Il faut quand même reconnaître qu'il y a un travail sur le texte. La question des "trous", par exemple, est intéressante : Frédéric Beigbeder explique, au début de son oeuvre, qu'il a des "trous" dans sa mémoire, qu'il oublie toujours tout, qu'il faut être indulgent envers les amnésiques, parce qu'ils ne le font pas exprès. Or son texte aussi est plein de "trous". Une partie est due à ces références au milieu social dont il provient et qui, non explicitées, deviennent quelque chose de flottant, d'autant plus susceptible d'être idéalisé ou, tout du moins, investi par l'imaginaire du lecteur. Je n'ai par exemple aucune idée de qui est le Garcia chez qui le grand-père maternel achetait des espadrilles roses et je m'en fous totalement : ce que je vois, c'est que ce nom dessine les contours d'un monde que son imprécision renvoie, finalement, définitivement au passé, avec tout ce que cela suppose. Le procédé est encore plus voyant lors du récit des conditions de détention : quand il écrit, à un moment, qu'il partage sa cellule avec un schizophrène, la première question qui m'est venue à l'esprit a été "mais comment sait-il que c'est un schizophrène ?", question stupide, je l'avoue, face à une oeuvre littéraire ; on ne le saura d'ailleurs jamais, mais ce genre de "trou" invite à s'impliquer soi-même dans la représentation de la cellule évoquée et contribue ainsi à dramatiser un peu plus la scène, en suivant le cadre mis en place par l'auteur. Cela aussi contribue à la sympathisation du lecteur avec l'auteur. Ces chapitres sur la prison sont visiblement ceux qui ont été le plus travaillés, comme le prouve le début de celui qui s'intitule "Bribes d'arrestation" où Beigbeder tend un bref moment à la prose poétique, à propos de sa tentative de se remémorer son passé, de manière, à mon avis, assez réussie (mais je ne suis pas une autorité en matière de prose poétique). Ces "trous" sont d'autant plus intéressant qu'ils disparaissent peu à peu au fur et à mesure que le narrateur se souvient : il est d'ailleurs assez significatif, de ce point de vue, que Beigbeder se mette, à la fin du bouquin, à expliquer entre parenthèses ces références qui restaient définitivement floues au début.

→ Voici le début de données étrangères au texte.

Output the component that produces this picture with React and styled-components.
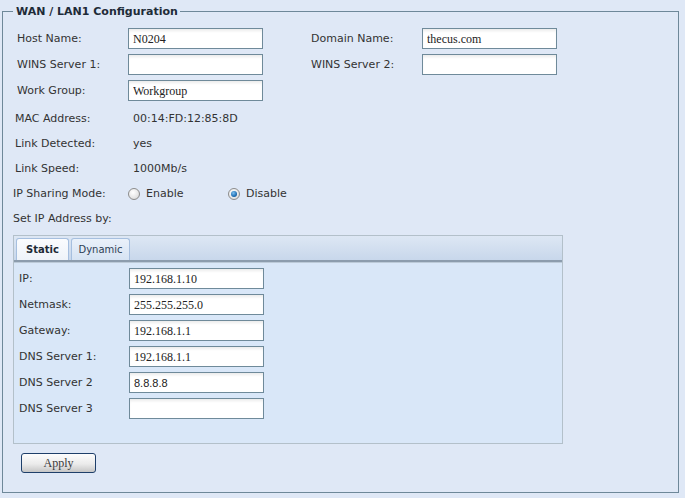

Mais en vérité, le gros point positif de cette oeuvre, c'est sa composition. C'est là qu'on parvient à une certaine profondeur et à la création d'effets de sens. L'alternance de réminiscences et de retours à la cellule est tout à fait bienvenue et on sent qu'elle n'est pas faite au hasard. Les deux fils se mêlent, s'entre-mêlent et s'enrichissent l'un l'autre en se reflétant comme des miroirs. Ce n'est ainsi sans doute pas par pure contingence si à peu près au milieu du roman apparaissent le chapitre avec le policier dont j'ai déjà parlé et celui relatant le divorce des parents : dans le premier, Beigbeder cesse d'être "un enfant dans le corps d'un adulte" ; dans le second, il devient "un adulte dans le corps d'un enfant". Il y aurait ici tout un travail d'analyse à faire sur les échos et les reflets de l'un à l'autre, qui sont très intéressants. Le dernier chapitre est ainsi un point finale particulièrement réussi.

Par contre, celui annoncé par le titre et repris à la fin de l'oeuvre, la dimension "française", est un flop complet et sent le plaqué par tentative d'enrichissement. Franchement, l'essai de s'inscrire dans une optique d' "histoire nationale" (cf. par exemple l'arrière-grand-père qualifié de "preux chevalier") tombe à l'eau : oui, la famille de Beigbeder a subi les vicissitudes de l'histoire française, mais de là à suggérer qu'elle a eu une évolution type, il ne faut pas exagérer et les éléments ne manquent pas pour voir que, précisément, cette famille n'est pas n'importe quelle famille française. Il aurait mieux valu s'abstenir et ne s'en tenir qu'aux effets de sens internes aux deux parties de la vie de l'auteur mises en miroir.

Ce livre restera-t-il dans l'histoire ? Tout seul, il y a de fortes chances que non, le style étant encore celui d'un intellectuel mondain, Frédéric ne s'est pas changé en Marcel. Mais, s'il s'agit effectivement d'un tournant dans l'oeuvre de Beigbeder, la suite promet d'être intéressante et il y a des chances pour que j'achète son prochain bouquin, sans avoir vaguement honte de le faire au moment de passer à la caisse.